**WRITTEN INSTRUCTION**
From the listing below, pull each line that includes "index".

**GIVEN DATA**
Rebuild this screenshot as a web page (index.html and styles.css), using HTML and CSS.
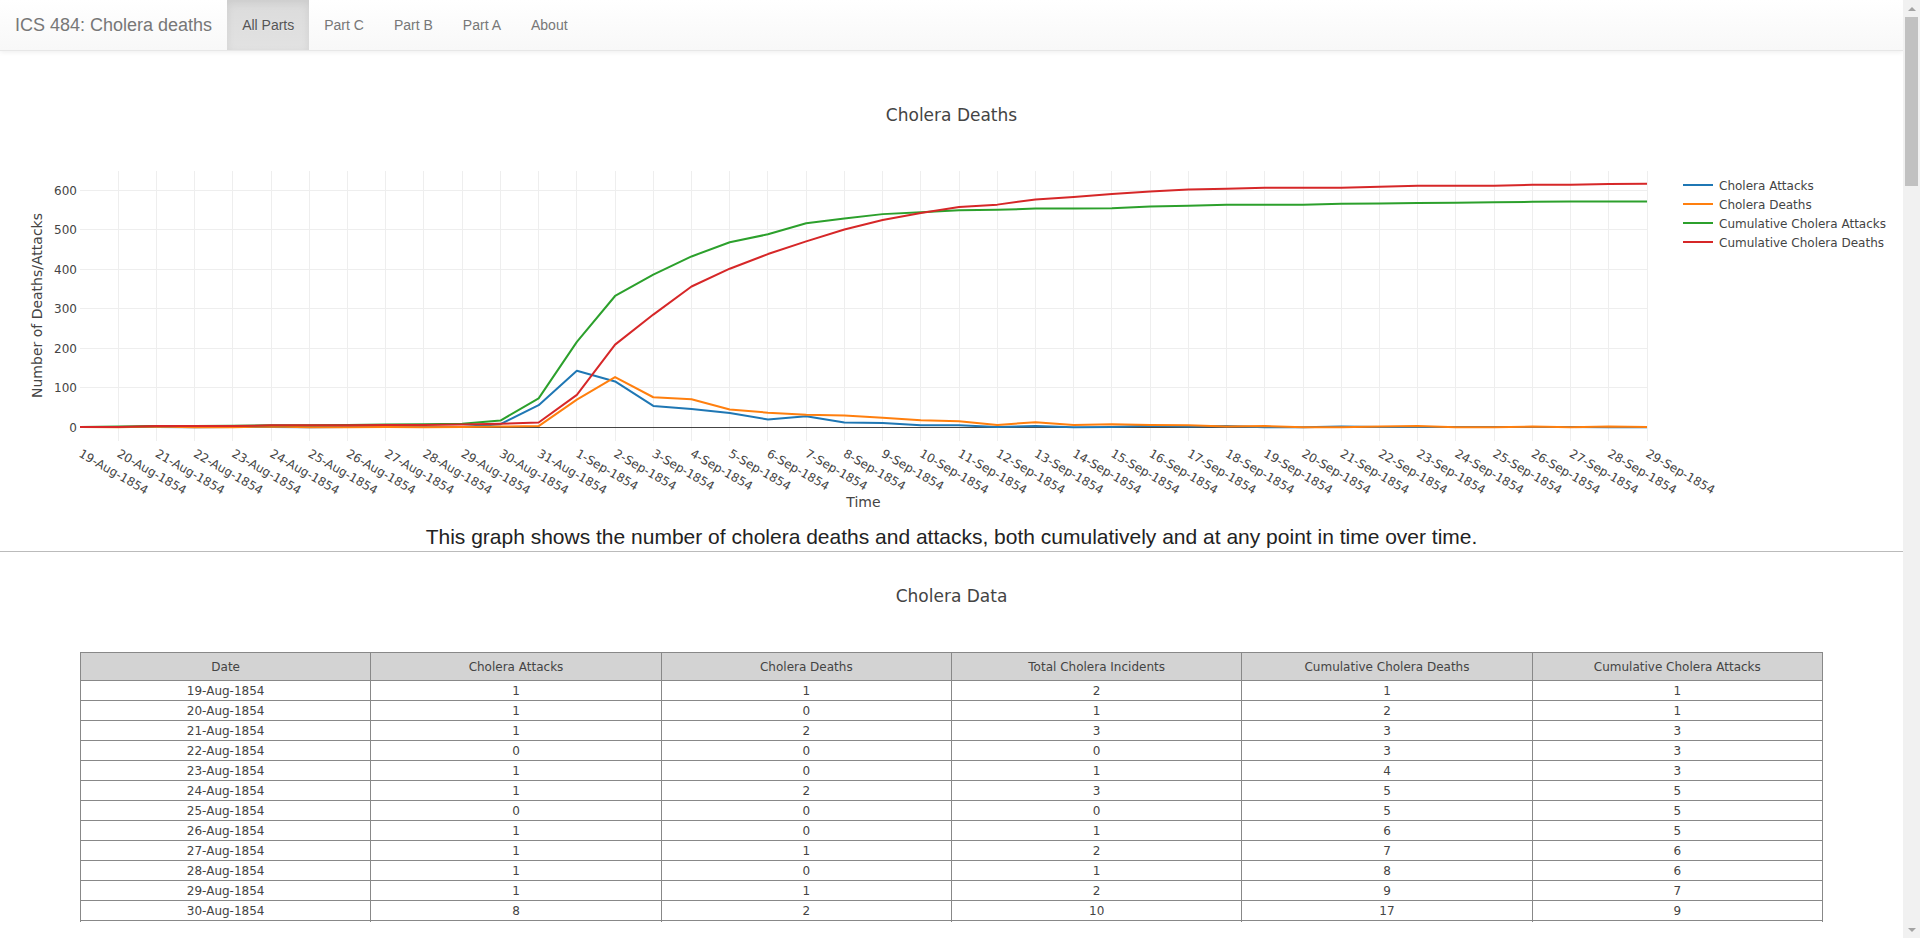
FILE: index.html
```html
<!DOCTYPE html>
<html lang="en">
<head>
<meta charset="utf-8">
<title>ICS 484: Cholera deaths</title>
<link rel="stylesheet" href="styles.css">
</head>
<body>
<div class="page">
  <nav class="navbar">
    <a class="brand" href="#">ICS 484: Cholera deaths</a>
    <ul class="nav">
      <li class="active"><a href="#">All Parts</a></li>
      <li><a href="#">Part C</a></li>
      <li><a href="#">Part B</a></li>
      <li><a href="#">Part A</a></li>
      <li><a href="#">About</a></li>
    </ul>
  </nav>

  <div class="figure">
    <svg class="chart" width="1903" height="450" viewBox="0 71 1903 450" xmlns="http://www.w3.org/2000/svg">
      <g class="grid">
        <g transform="translate(80 0) scale(38.22 1)">
          <path vector-effect="non-scaling-stroke" d="M1 171V441M2 171V441M3 171V441M4 171V441M5 171V441M6 171V441M7 171V441M8 171V441M9 171V441M10 171V441M11 171V441M12 171V441M13 171V441M14 171V441M15 171V441M16 171V441M17 171V441M18 171V441M19 171V441M20 171V441M21 171V441M22 171V441M23 171V441M24 171V441M25 171V441M26 171V441M27 171V441M28 171V441M29 171V441M30 171V441M31 171V441M32 171V441M33 171V441M34 171V441M35 171V441M36 171V441M37 171V441M38 171V441M39 171V441M40 171V441M41 171V441"/>
        </g>
        <path d="M80 387.5H1647M80 348H1647M80 308.5H1647M80 269H1647M80 229.5H1647M80 190H1647"/>
      </g>
      <path class="zero" d="M80 427.5H1647"/>

      <g class="traces" transform="translate(80 427.3) scale(38.22 -0.3955)">
        <polyline class="t-blue" vector-effect="non-scaling-stroke" points="0,1 1,1 2,1 3,0 4,1 5,1 6,0 7,1 8,1 9,1 10,1 11,8 12,56 13,143 14,116 15,54 16,46 17,36 18,20 19,28 20,12 21,11 22,5 23,5 24,1 25,3 26,0 27,1 28,4 29,2 30,3 31,0 32,0 33,2 34,1 35,1 36,1 37,1 38,1 39,1 40,0 41,0"/>
        <polyline class="t-orange" vector-effect="non-scaling-stroke" points="0,1 1,0 2,2 3,0 4,0 5,2 6,0 7,0 8,1 9,0 10,1 11,2 12,3 13,70 14,127 15,76 16,71 17,45 18,37 19,32 20,30 21,24 22,18 23,15 24,6 25,13 26,6 27,8 28,6 29,5 30,2 31,3 32,0 33,0 34,2 35,3 36,0 37,0 38,2 39,0 40,2 41,1"/>
        <polyline class="t-green" vector-effect="non-scaling-stroke" points="0,1 1,2 2,3 3,3 4,4 5,5 6,5 7,6 8,7 9,8 10,9 11,17 12,73 13,216 14,332 15,386 16,432 17,468 18,488 19,516 20,528 21,539 22,544 23,549 24,550 25,553 26,553 27,554 28,558 29,560 30,563 31,563 32,563 33,565 34,566 35,567 36,568 37,569 38,570 39,571 40,571 41,571"/>
        <polyline class="t-red" vector-effect="non-scaling-stroke" points="0,1 1,1 2,3 3,3 4,3 5,5 6,5 7,5 8,6 9,6 10,7 11,9 12,12 13,82 14,209 15,285 16,356 17,401 18,438 19,470 20,500 21,524 22,542 23,557 24,563 25,576 26,582 27,590 28,596 29,601 30,603 31,606 32,606 33,606 34,608 35,611 36,611 37,611 38,613 39,613 40,615 41,616"/>
      </g>

      <g class="ytick">
        <text x="77" y="431.5">0</text>
        <text x="77" y="392">100</text>
        <text x="77" y="352.5">200</text>
        <text x="77" y="313">300</text>
        <text x="77" y="273.5">400</text>
        <text x="77" y="234">500</text>
        <text x="77" y="194.5">600</text>
      </g>

      <g class="xtick">
        <text x="78" y="456" transform="rotate(30 78 456)">19-Aug-1854</text>
        <text x="116.2" y="456" transform="rotate(30 116.2 456)">20-Aug-1854</text>
        <text x="154.4" y="456" transform="rotate(30 154.4 456)">21-Aug-1854</text>
        <text x="192.7" y="456" transform="rotate(30 192.7 456)">22-Aug-1854</text>
        <text x="230.9" y="456" transform="rotate(30 230.9 456)">23-Aug-1854</text>
        <text x="269.1" y="456" transform="rotate(30 269.1 456)">24-Aug-1854</text>
        <text x="307.3" y="456" transform="rotate(30 307.3 456)">25-Aug-1854</text>
        <text x="345.5" y="456" transform="rotate(30 345.5 456)">26-Aug-1854</text>
        <text x="383.8" y="456" transform="rotate(30 383.8 456)">27-Aug-1854</text>
        <text x="422" y="456" transform="rotate(30 422 456)">28-Aug-1854</text>
        <text x="460.2" y="456" transform="rotate(30 460.2 456)">29-Aug-1854</text>
        <text x="498.4" y="456" transform="rotate(30 498.4 456)">30-Aug-1854</text>
        <text x="536.6" y="456" transform="rotate(30 536.6 456)">31-Aug-1854</text>
        <text x="574.9" y="456" transform="rotate(30 574.9 456)">1-Sep-1854</text>
        <text x="613.1" y="456" transform="rotate(30 613.1 456)">2-Sep-1854</text>
        <text x="651.3" y="456" transform="rotate(30 651.3 456)">3-Sep-1854</text>
        <text x="689.5" y="456" transform="rotate(30 689.5 456)">4-Sep-1854</text>
        <text x="727.7" y="456" transform="rotate(30 727.7 456)">5-Sep-1854</text>
        <text x="766" y="456" transform="rotate(30 766 456)">6-Sep-1854</text>
        <text x="804.2" y="456" transform="rotate(30 804.2 456)">7-Sep-1854</text>
        <text x="842.4" y="456" transform="rotate(30 842.4 456)">8-Sep-1854</text>
        <text x="880.6" y="456" transform="rotate(30 880.6 456)">9-Sep-1854</text>
        <text x="918.8" y="456" transform="rotate(30 918.8 456)">10-Sep-1854</text>
        <text x="957.1" y="456" transform="rotate(30 957.1 456)">11-Sep-1854</text>
        <text x="995.3" y="456" transform="rotate(30 995.3 456)">12-Sep-1854</text>
        <text x="1033.5" y="456" transform="rotate(30 1033.5 456)">13-Sep-1854</text>
        <text x="1071.7" y="456" transform="rotate(30 1071.7 456)">14-Sep-1854</text>
        <text x="1109.9" y="456" transform="rotate(30 1109.9 456)">15-Sep-1854</text>
        <text x="1148.2" y="456" transform="rotate(30 1148.2 456)">16-Sep-1854</text>
        <text x="1186.4" y="456" transform="rotate(30 1186.4 456)">17-Sep-1854</text>
        <text x="1224.6" y="456" transform="rotate(30 1224.6 456)">18-Sep-1854</text>
        <text x="1262.8" y="456" transform="rotate(30 1262.8 456)">19-Sep-1854</text>
        <text x="1301" y="456" transform="rotate(30 1301 456)">20-Sep-1854</text>
        <text x="1339.3" y="456" transform="rotate(30 1339.3 456)">21-Sep-1854</text>
        <text x="1377.5" y="456" transform="rotate(30 1377.5 456)">22-Sep-1854</text>
        <text x="1415.7" y="456" transform="rotate(30 1415.7 456)">23-Sep-1854</text>
        <text x="1453.9" y="456" transform="rotate(30 1453.9 456)">24-Sep-1854</text>
        <text x="1492.1" y="456" transform="rotate(30 1492.1 456)">25-Sep-1854</text>
        <text x="1530.4" y="456" transform="rotate(30 1530.4 456)">26-Sep-1854</text>
        <text x="1568.6" y="456" transform="rotate(30 1568.6 456)">27-Sep-1854</text>
        <text x="1606.8" y="456" transform="rotate(30 1606.8 456)">28-Sep-1854</text>
        <text x="1645" y="456" transform="rotate(30 1645 456)">29-Sep-1854</text>
      </g>

      <text class="ctitle" x="951.5" y="121">Cholera Deaths</text>
      <text class="atitle" x="863.5" y="507">Time</text>
      <text class="atitle" transform="translate(42 305.5) rotate(-90)">Number of Deaths/Attacks</text>

      <g class="legend">
        <path class="t-blue" d="M1683 185H1713"/>
        <path class="t-orange" d="M1683 204H1713"/>
        <path class="t-green" d="M1683 223H1713"/>
        <path class="t-red" d="M1683 242H1713"/>
        <text x="1719" y="189.5">Cholera Attacks</text>
        <text x="1719" y="208.5">Cholera Deaths</text>
        <text x="1719" y="227.5">Cumulative Cholera Attacks</text>
        <text x="1719" y="246.5">Cumulative Cholera Deaths</text>
      </g>
    </svg>
  </div>

  <p class="caption">This graph shows the number of cholera deaths and attacks, both cumulatively and at any point in time over time.</p>
  <div class="divider"></div>

  <div class="table-fig">
    <div class="table-title">Cholera Data</div>
    <div class="table-wrap">
      <table class="data">
        <thead>
          <tr><th>Date</th><th>Cholera Attacks</th><th>Cholera Deaths</th><th>Total Cholera Incidents</th><th>Cumulative Cholera Deaths</th><th>Cumulative Cholera Attacks</th></tr>
        </thead>
        <tbody>
          <tr><td>19-Aug-1854</td><td>1</td><td>1</td><td>2</td><td>1</td><td>1</td></tr>
          <tr><td>20-Aug-1854</td><td>1</td><td>0</td><td>1</td><td>2</td><td>1</td></tr>
          <tr><td>21-Aug-1854</td><td>1</td><td>2</td><td>3</td><td>3</td><td>3</td></tr>
          <tr><td>22-Aug-1854</td><td>0</td><td>0</td><td>0</td><td>3</td><td>3</td></tr>
          <tr><td>23-Aug-1854</td><td>1</td><td>0</td><td>1</td><td>4</td><td>3</td></tr>
          <tr><td>24-Aug-1854</td><td>1</td><td>2</td><td>3</td><td>5</td><td>5</td></tr>
          <tr><td>25-Aug-1854</td><td>0</td><td>0</td><td>0</td><td>5</td><td>5</td></tr>
          <tr><td>26-Aug-1854</td><td>1</td><td>0</td><td>1</td><td>6</td><td>5</td></tr>
          <tr><td>27-Aug-1854</td><td>1</td><td>1</td><td>2</td><td>7</td><td>6</td></tr>
          <tr><td>28-Aug-1854</td><td>1</td><td>0</td><td>1</td><td>8</td><td>6</td></tr>
          <tr><td>29-Aug-1854</td><td>1</td><td>1</td><td>2</td><td>9</td><td>7</td></tr>
          <tr><td>30-Aug-1854</td><td>8</td><td>2</td><td>10</td><td>17</td><td>9</td></tr>
          <tr class="stub"><td></td><td></td><td></td><td></td><td></td><td></td></tr>
        </tbody>
      </table>
    </div>
  </div>
</div>
<div class="scrollbar" aria-hidden="true">
  <div class="sb-btn"><span class="sb-up"></span></div>
  <div class="sb-thumb"></div>
  <div class="sb-fill"></div>
  <div class="sb-btn"><span class="sb-down"></span></div>
</div>
</body>
</html>
```

FILE: styles.css
```css
* { box-sizing: border-box; }

body {
  margin: 0;
  display: flex;
  align-items: flex-start;
  font-family: "Liberation Sans", Arial, Helvetica, sans-serif;
  font-size: 14px;
  color: #333;
  background: #fff;
}

.page {
  flex: none;
  width: 1903px;
  min-height: 5000px;
}

/* fake window scrollbar */
.scrollbar {
  position: sticky;
  top: 0;
  flex: none;
  width: 17px;
  height: 100vh;
  display: flex;
  flex-direction: column;
  background: #f1f1f1;
}
.sb-btn {
  height: 17px;
  display: flex;
  align-items: center;
  justify-content: center;
}
.sb-up {
  width: 0; height: 0;
  border-left: 4px solid transparent;
  border-right: 4px solid transparent;
  border-bottom: 4px solid #a3a3a3;
}
.sb-down {
  width: 0; height: 0;
  border-left: 4px solid transparent;
  border-right: 4px solid transparent;
  border-top: 4px solid #a3a3a3;
}
.sb-thumb {
  height: 169px;
  margin: 0 2px;
  background: #c1c1c1;
}
.sb-fill { flex: 1; }

/* navbar */
.navbar {
  display: flex;
  height: 51px;
  margin-bottom: 20px;
  background-image: linear-gradient(to bottom, #ffffff 0, #f8f8f8 100%);
  border-bottom: 1px solid #e7e7e7;
  box-shadow: inset 0 1px 0 rgba(255,255,255,.15), 0 1px 5px rgba(0,0,0,.075);
}
.brand {
  display: block;
  height: 50px;
  padding: 15px;
  font-size: 18px;
  line-height: 20px;
  color: #777;
  text-decoration: none;
  text-shadow: 0 1px 0 rgba(255,255,255,.25);
}
.nav {
  display: flex;
  margin: 0;
  padding: 0;
  list-style: none;
}
.nav a {
  display: block;
  height: 50px;
  padding: 15px;
  line-height: 20px;
  color: #777;
  text-decoration: none;
  text-shadow: 0 1px 0 rgba(255,255,255,.25);
}
.nav .active a {
  color: #555;
  background-image: linear-gradient(to bottom, #dbdbdb 0, #e2e2e2 100%);
  box-shadow: inset 0 3px 9px rgba(0,0,0,.075);
}

/* chart */
.figure { height: 450px; }
.chart { display: block; }
.chart text {
  font-family: "DejaVu Sans", Verdana, sans-serif;
  fill: #444;
}
.grid path { stroke: #eee; stroke-width: 1; fill: none; shape-rendering: crispEdges; }
.zero { stroke: #444; stroke-width: 1; fill: none; shape-rendering: crispEdges; }
.traces polyline { fill: none; stroke-width: 2; stroke-linejoin: round; }
.legend path { stroke-width: 2; fill: none; }
.t-blue { stroke: #1f77b4; }
.t-orange { stroke: #ff7f0e; }
.t-green { stroke: #2ca02c; }
.t-red { stroke: #d62728; }
.ytick text { font-size: 12px; text-anchor: end; }
.xtick text { font-size: 12px; text-anchor: start; }
.legend text { font-size: 12px; }
.ctitle { font-size: 17px; text-anchor: middle; }
.atitle { font-size: 14px; text-anchor: middle; }

/* caption */
.caption {
  margin: 4px 0 0;
  font-size: 21px;
  line-height: 24px;
  text-align: center;
  color: #222;
}
.divider {
  height: 0;
  margin-top: 2px;
  border-top: 1px solid #bbb;
}

/* table figure */
.table-fig { height: 450px; }
.table-title {
  height: 100px;
  padding-top: 34px;
  font-family: "DejaVu Sans", Verdana, sans-serif;
  font-size: 17px;
  line-height: 20px;
  text-align: center;
  color: #444;
}
.table-wrap {
  margin: 0 80px;
  height: 270px;
  overflow: hidden;
}
.data {
  width: 100%;
  border-collapse: collapse;
  table-layout: fixed;
  font-family: "DejaVu Sans", Verdana, sans-serif;
  font-size: 12px;
  color: #444;
}
.data th, .data td {
  border: 1px solid #888;
  padding: 0;
  text-align: center;
  font-weight: normal;
}
.data th {
  height: 28px;
  background: #d3d3d3;
}
.data td {
  height: 20px;
  line-height: 18px;
}
.data .stub td {
  height: 6px;
  border-bottom: 0;
}
```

**REPLY**
Rebuild this screenshot as a web page (index.html and styles.css), using HTML and CSS.
FILE: index.html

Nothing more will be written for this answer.